- Exercise brief -
Copy each line holding the string "screenshot".

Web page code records
————————

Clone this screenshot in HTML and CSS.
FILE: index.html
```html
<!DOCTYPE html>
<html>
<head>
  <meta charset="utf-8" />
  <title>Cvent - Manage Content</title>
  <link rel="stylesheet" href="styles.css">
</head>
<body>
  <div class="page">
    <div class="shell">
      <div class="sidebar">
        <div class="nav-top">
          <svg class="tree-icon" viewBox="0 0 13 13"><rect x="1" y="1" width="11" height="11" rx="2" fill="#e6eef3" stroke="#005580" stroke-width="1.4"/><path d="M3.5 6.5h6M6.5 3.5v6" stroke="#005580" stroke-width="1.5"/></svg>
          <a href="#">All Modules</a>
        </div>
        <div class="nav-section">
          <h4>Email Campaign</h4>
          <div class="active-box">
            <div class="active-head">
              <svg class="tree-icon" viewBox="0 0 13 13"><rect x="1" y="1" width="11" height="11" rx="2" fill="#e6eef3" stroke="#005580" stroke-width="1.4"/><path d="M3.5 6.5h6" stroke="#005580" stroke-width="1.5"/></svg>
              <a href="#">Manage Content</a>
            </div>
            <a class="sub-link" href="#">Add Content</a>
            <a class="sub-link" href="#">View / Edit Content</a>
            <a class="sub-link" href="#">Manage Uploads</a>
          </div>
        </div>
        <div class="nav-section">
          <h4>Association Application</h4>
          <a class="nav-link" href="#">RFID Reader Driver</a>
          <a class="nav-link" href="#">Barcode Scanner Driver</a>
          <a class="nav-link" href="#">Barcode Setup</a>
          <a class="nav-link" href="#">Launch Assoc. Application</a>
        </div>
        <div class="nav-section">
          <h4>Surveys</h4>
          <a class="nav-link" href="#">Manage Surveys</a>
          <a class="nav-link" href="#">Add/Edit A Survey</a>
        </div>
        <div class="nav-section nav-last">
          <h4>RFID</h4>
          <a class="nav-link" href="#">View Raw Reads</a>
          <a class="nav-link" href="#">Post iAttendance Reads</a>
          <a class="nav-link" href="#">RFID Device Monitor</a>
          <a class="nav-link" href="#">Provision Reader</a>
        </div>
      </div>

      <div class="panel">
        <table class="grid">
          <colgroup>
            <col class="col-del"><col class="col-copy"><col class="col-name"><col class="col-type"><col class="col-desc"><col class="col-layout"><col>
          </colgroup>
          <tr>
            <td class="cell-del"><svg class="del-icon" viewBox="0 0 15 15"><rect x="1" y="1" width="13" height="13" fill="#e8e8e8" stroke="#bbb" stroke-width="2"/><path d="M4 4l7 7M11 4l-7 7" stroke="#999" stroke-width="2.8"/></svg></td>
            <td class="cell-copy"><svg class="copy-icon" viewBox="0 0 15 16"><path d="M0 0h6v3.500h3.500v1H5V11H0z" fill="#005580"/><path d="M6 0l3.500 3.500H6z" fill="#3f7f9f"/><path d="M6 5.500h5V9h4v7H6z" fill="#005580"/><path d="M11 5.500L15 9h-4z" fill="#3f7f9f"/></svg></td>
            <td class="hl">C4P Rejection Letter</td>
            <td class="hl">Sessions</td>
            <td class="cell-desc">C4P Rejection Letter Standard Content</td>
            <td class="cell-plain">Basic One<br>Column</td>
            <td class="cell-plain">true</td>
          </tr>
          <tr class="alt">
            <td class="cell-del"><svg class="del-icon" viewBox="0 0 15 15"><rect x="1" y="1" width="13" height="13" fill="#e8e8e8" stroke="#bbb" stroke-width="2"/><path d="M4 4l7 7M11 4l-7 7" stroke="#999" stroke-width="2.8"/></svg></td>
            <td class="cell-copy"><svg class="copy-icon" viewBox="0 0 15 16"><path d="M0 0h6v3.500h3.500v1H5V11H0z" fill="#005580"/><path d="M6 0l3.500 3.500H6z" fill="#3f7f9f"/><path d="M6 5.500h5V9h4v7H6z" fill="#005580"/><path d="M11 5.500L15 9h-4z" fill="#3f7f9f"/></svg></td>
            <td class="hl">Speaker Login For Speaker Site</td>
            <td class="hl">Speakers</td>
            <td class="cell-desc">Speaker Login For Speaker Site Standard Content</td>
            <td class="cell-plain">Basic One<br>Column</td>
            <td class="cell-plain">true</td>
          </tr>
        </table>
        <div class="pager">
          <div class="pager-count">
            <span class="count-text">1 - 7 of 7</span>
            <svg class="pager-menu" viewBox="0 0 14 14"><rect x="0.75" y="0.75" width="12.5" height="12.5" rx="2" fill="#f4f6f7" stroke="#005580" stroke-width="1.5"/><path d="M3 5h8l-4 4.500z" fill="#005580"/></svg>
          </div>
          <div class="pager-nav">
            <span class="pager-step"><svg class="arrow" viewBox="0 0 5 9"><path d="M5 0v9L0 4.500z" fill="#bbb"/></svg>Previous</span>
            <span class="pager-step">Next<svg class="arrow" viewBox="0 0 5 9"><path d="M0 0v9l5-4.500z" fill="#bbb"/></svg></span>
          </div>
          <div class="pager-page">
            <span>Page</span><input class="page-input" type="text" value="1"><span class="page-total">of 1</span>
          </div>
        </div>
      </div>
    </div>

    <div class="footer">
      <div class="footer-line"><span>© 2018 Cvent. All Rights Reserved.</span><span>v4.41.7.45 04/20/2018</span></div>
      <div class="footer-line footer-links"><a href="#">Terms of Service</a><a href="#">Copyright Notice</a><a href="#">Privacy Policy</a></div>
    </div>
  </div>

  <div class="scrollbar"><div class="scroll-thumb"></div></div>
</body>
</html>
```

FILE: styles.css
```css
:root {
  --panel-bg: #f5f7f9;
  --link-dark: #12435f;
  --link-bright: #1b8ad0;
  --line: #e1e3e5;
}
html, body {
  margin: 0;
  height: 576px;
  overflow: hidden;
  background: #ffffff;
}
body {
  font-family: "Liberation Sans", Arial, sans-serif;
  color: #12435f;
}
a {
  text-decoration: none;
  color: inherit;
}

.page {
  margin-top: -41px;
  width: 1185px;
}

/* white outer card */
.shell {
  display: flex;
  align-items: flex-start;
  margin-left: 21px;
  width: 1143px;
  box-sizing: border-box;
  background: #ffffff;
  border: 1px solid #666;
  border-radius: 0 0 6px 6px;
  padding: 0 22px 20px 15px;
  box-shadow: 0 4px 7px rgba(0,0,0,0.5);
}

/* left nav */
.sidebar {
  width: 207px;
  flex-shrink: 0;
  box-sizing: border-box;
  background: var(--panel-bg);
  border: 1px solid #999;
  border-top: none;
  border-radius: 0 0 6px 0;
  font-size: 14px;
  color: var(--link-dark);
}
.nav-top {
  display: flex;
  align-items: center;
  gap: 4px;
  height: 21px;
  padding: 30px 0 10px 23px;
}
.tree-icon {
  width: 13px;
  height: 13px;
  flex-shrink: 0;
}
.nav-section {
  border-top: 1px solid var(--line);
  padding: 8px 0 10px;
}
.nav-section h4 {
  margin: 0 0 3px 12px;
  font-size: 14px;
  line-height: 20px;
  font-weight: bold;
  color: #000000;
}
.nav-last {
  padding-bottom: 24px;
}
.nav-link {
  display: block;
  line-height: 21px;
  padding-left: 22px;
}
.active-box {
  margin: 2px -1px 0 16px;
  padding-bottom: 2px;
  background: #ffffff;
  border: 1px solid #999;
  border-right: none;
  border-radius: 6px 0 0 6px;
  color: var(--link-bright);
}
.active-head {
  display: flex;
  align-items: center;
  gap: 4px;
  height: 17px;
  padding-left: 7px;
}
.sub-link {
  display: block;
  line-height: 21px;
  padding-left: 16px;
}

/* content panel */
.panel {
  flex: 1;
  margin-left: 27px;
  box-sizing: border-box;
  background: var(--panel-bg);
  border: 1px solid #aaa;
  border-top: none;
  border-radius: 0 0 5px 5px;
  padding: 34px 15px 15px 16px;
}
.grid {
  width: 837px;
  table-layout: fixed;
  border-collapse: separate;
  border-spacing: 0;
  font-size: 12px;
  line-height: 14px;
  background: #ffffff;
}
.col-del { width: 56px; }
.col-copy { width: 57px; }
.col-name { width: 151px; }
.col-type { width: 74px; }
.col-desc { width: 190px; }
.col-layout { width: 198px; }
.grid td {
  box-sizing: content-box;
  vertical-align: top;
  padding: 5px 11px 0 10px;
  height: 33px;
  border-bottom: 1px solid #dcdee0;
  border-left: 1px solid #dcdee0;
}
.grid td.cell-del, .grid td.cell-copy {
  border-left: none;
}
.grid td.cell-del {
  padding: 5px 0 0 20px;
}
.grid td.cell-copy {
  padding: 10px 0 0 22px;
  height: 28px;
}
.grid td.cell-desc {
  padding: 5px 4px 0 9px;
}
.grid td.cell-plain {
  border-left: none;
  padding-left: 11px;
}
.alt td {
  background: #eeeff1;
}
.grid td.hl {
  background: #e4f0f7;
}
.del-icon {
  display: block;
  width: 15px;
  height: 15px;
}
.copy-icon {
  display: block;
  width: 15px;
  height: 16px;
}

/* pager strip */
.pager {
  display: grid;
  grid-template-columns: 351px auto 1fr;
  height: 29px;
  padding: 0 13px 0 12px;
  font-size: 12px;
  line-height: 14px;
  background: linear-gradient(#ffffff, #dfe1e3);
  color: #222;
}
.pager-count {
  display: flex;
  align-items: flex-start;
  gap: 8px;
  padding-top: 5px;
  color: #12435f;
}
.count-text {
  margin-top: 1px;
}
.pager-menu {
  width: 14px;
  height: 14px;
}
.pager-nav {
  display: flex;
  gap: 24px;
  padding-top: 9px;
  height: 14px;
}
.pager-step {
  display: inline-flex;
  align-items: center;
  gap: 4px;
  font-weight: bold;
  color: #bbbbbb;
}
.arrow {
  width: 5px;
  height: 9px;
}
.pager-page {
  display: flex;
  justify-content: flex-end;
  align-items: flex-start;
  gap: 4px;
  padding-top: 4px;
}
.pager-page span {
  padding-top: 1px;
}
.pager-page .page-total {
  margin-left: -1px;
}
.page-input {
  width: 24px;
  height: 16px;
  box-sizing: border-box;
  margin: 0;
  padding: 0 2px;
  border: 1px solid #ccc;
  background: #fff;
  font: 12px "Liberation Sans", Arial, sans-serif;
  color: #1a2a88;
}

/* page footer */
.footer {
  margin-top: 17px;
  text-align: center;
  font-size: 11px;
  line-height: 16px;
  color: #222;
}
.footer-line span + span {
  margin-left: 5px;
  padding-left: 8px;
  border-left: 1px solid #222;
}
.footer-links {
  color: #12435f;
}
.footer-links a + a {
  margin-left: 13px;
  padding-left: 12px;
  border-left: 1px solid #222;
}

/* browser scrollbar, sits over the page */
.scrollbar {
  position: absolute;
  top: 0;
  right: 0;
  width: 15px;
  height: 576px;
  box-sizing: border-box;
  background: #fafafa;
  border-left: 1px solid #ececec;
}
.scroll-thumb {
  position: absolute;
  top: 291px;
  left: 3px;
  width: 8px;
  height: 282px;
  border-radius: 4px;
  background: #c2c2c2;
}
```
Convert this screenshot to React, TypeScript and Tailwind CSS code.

————————

- Output for this task -
Clone this screenshot in HTML and CSS.
Convert this screenshot to React, TypeScript and Tailwind CSS code.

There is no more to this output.